Дзюмпэй насупился. От напряжения ныло где-то в висках. Может, просто вина перебрал.
– Не получается собрать мысли воедино. У меня же как: пока не сяду за стол, не начну писать, облекая эти мысли в текст, сюжет не двинется. Подождешь немного? Пока мы разговаривали, я понял, что смогу писать дальше.
– Хорошо, – ответила Кириэ. Протянув руку, взяла бокал и отпила глоток белого вина. – Я подожду. Но это… интересная история у тебя.
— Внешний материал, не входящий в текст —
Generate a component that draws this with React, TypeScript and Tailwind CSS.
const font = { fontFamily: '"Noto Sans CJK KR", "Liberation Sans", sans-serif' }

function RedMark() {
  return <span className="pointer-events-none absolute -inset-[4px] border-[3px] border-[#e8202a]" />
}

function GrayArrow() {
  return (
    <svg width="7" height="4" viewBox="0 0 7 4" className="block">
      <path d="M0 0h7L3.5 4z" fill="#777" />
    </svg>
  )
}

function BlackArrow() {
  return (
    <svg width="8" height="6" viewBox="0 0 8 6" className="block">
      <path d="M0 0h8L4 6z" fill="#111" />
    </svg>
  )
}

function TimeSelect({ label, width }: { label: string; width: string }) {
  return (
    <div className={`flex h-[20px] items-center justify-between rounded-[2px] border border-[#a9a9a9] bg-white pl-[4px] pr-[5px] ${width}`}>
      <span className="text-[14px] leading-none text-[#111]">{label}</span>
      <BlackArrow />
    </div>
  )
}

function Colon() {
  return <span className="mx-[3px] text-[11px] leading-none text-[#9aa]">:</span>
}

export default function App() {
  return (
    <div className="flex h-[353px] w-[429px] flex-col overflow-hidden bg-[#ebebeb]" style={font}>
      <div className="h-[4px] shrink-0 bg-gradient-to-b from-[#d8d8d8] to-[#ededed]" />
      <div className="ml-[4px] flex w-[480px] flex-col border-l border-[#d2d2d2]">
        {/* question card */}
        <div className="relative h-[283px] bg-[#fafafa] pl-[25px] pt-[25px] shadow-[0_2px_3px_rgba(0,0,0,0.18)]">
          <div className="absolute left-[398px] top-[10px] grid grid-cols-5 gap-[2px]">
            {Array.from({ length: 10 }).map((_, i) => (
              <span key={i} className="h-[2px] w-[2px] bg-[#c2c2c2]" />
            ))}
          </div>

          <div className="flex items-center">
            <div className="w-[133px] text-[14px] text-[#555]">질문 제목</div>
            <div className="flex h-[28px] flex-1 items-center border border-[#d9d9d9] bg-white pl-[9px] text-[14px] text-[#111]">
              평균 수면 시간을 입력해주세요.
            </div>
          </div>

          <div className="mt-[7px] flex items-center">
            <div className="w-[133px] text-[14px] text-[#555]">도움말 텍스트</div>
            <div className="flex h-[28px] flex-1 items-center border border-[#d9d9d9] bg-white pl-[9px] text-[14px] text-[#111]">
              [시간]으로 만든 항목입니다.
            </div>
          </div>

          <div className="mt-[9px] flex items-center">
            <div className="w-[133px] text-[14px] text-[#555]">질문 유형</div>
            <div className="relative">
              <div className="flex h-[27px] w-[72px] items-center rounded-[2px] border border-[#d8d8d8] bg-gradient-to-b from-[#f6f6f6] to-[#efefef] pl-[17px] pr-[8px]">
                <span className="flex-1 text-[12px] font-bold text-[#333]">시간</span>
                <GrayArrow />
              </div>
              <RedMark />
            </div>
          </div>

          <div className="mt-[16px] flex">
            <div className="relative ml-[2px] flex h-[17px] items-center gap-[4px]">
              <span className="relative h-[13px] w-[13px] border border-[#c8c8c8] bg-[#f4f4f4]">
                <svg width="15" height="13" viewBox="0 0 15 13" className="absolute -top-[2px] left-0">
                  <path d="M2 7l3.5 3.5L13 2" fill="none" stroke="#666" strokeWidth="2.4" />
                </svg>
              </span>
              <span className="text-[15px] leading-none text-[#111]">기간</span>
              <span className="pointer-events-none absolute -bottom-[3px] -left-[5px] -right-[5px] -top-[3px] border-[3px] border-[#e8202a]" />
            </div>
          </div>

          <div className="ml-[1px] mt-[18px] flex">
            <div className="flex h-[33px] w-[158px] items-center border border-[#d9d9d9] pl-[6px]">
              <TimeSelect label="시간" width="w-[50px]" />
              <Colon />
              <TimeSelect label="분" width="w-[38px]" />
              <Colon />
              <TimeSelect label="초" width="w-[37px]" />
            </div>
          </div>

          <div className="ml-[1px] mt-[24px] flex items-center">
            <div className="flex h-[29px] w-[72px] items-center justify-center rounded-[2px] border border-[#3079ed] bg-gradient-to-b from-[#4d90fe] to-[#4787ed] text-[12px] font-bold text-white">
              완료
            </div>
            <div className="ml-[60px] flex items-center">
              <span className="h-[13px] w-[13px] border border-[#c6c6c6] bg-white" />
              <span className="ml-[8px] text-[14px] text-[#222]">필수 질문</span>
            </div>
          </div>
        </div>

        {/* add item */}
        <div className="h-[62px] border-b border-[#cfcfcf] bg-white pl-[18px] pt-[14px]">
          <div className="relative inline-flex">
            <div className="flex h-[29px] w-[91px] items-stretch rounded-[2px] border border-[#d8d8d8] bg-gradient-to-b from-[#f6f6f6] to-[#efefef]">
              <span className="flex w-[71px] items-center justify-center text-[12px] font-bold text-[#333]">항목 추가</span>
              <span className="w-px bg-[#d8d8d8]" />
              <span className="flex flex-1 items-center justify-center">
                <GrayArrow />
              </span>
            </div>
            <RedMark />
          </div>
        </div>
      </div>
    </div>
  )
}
Очень хочется узнать, что станется с перекати-камнем.
И она прижалась грудью к боку Дзюмпэя.
– Послушай, Дзюмпэй, у всех вещей в этом мире есть намерения, – тихо сказала она, словно открывая тайну.
Но Дзюмпэй уже засыпал. Ответить он был не в силах. Ее слова, теряя в ночном воздухе форму речи и примешиваясь к легкому аромату вина, тем не менее украдкой добирались до глубин его сознания.